Dozens of top appeals court members to boycott court ceremony at Erdoğan’s palace

Approximately 20 members of Turkey’s Supreme Court of Appeals have decided to abstain from attending a ceremony marking the beginning of the judicial year at the Turkish Presidency’s Congress and Culture Centre in Ankara, which is being boycotted by dozens of bar associations.

Having the ceremony at the Presidential Palace in Ankara will hinder judicial independence, a court member, who chose to remain anonymous, told Cumhuriyet newspaper, adding that the decisions were individual and not collectively made.

“We are against holding this ceremony under the supervision of a party leader. It should be held in a location far from political influence,‘’ the member further added, referring to ruling Justice and Development Party (AKP) leader and President Recep Tayyip Erdoğan.

The court member’s announcement follows that of 42 provincial bar associations, including those in Istanbul, Ankara, and Izmir, who have declined the invitation to attend the event over ethical concerns in what has led to increased tension between the country’s judiciary and government.

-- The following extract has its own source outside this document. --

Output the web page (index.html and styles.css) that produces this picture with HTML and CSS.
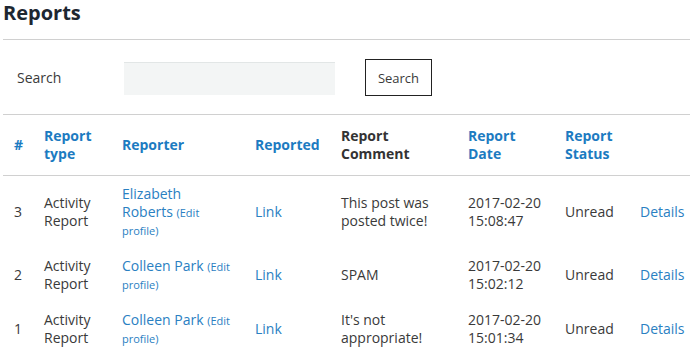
FILE: index.html
```html
<!DOCTYPE html>
<html lang="en">
<head>
    <meta charset="UTF-8">
    <title>Reports</title>
    <link rel="stylesheet" href="styles.css">
</head>
<body>
    <div class="wrap">
        <h1 class="page-title">Reports</h1>

        <form class="search-bar">
            <label class="search-label" for="q">Search</label>
            <input type="text" id="q" class="search-input">
            <button type="button" class="btn-search">Search</button>
        </form>

        <table class="reports">
            <colgroup>
                <col class="c-num">
                <col class="c-type">
                <col class="c-reporter">
                <col class="c-reported">
                <col class="c-comment">
                <col class="c-date">
                <col class="c-status">
                <col class="c-actions">
            </colgroup>
            <thead>
                <tr>
                    <th><a href="#">#</a></th>
                    <th><a href="#">Report type</a></th>
                    <th><a href="#">Reporter</a></th>
                    <th><a href="#">Reported</a></th>
                    <th>Report Comment</th>
                    <th><a href="#">Report Date</a></th>
                    <th><a href="#">Report Status</a></th>
                    <th></th>
                </tr>
            </thead>
            <tbody>
                <tr>
                    <td>3</td>
                    <td>Activity Report</td>
                    <td class="reporter"><a href="#">Elizabeth Roberts</a> <a href="#" class="edit">(Edit profile)</a></td>
                    <td><a href="#">Link</a></td>
                    <td>This post was posted twice!</td>
                    <td>2017-02-20 15:08:47</td>
                    <td>Unread</td>
                    <td><a href="#">Details</a></td>
                </tr>
                <tr>
                    <td>2</td>
                    <td>Activity Report</td>
                    <td class="reporter"><a href="#">Colleen Park</a> <a href="#" class="edit">(Edit profile)</a></td>
                    <td><a href="#">Link</a></td>
                    <td>SPAM</td>
                    <td>2017-02-20 15:02:12</td>
                    <td>Unread</td>
                    <td><a href="#">Details</a></td>
                </tr>
                <tr>
                    <td>1</td>
                    <td>Activity Report</td>
                    <td class="reporter"><a href="#">Colleen Park</a> <a href="#" class="edit">(Edit profile)</a></td>
                    <td><a href="#">Link</a></td>
                    <td>It's not appropriate!</td>
                    <td>2017-02-20 15:01:34</td>
                    <td>Unread</td>
                    <td><a href="#">Details</a></td>
                </tr>
            </tbody>
        </table>
    </div>
</body>
</html>
```

FILE: styles.css
```css
* {
    margin: 0;
    padding: 0;
    box-sizing: border-box;
}

body {
    font-family: 'Open Sans', 'Liberation Sans', sans-serif;
    font-size: 14px;
    color: #3a3a3a;
    background: white;
}

a {
    color: #2a80c2;
    text-decoration: none;
}

.wrap {
    padding: 0 0 0 3px;
    width: 693px;
}

.page-title {
    font-size: 20px;
    line-height: 23px;
    font-weight: 700;
    color: #1d2731;
    padding-top: 1px;
    padding-bottom: 15px;
    border-bottom: 1px solid #d0d0d0;
}

/* Barra de busca */
.search-bar {
    display: flex;
    align-items: center;
    padding: 19px 0 18px 14px;
    border-bottom: 1px solid #d0d0d0;
}

.search-label {
    width: 107px;
    color: #3a3a3a;
}

.search-input {
    width: 211px;
    height: 33px;
    border: none;
    border-top: 1px solid #e2e6e6;
    background: #f3f5f5;
    margin-top: 1px;
}

.btn-search {
    margin-left: 30px;
    width: 67px;
    height: 37px;
    background: white;
    border: 1px solid #222;
    font-family: inherit;
    font-size: 13px;
    color: #3a3a3a;
}

/* Tabela */
.reports {
    border-collapse: collapse;
    table-layout: fixed;
    width: 687px;
}

.c-num { width: 30px; }
.c-type { width: 78px; }
.c-reporter { width: 133px; }
.c-reported { width: 86px; }
.c-comment { width: 127px; }
.c-date { width: 97px; }
.c-status { width: 75px; }
.c-actions { width: 61px; }

.reports th {
    text-align: left;
    font-weight: 700;
    line-height: 18px;
    padding: 12px 6px 12px 11px;
    color: #333;
    border-bottom: 1px solid #d0d0d0;
    vertical-align: middle;
}

.reports th a {
    color: #1c7bc1;
}

.reports td {
    line-height: 18px;
    padding: 9px 4px 9px 11px;
    vertical-align: middle;
}

.reports td.reporter {
    padding-right: 11px;
}

.reports .edit {
    font-size: 11px;
    line-height: 12px;
}
```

The conflict arrives amid what the European Commission has called considerable backsliding in Turkey’s rule of law and the judiciary.

The Turkish President received vast powers as part of the country’s executive presidential system, which entered into force after presidential and parliamentary elections last year, including the right to appoint members of the powerful Board of Judges and Prosecutors (HSK).

Some 30 percent of the country’s judges and prosecutors were either dismissed or removed from duty in a crackdown following the July 2016 coup attempt.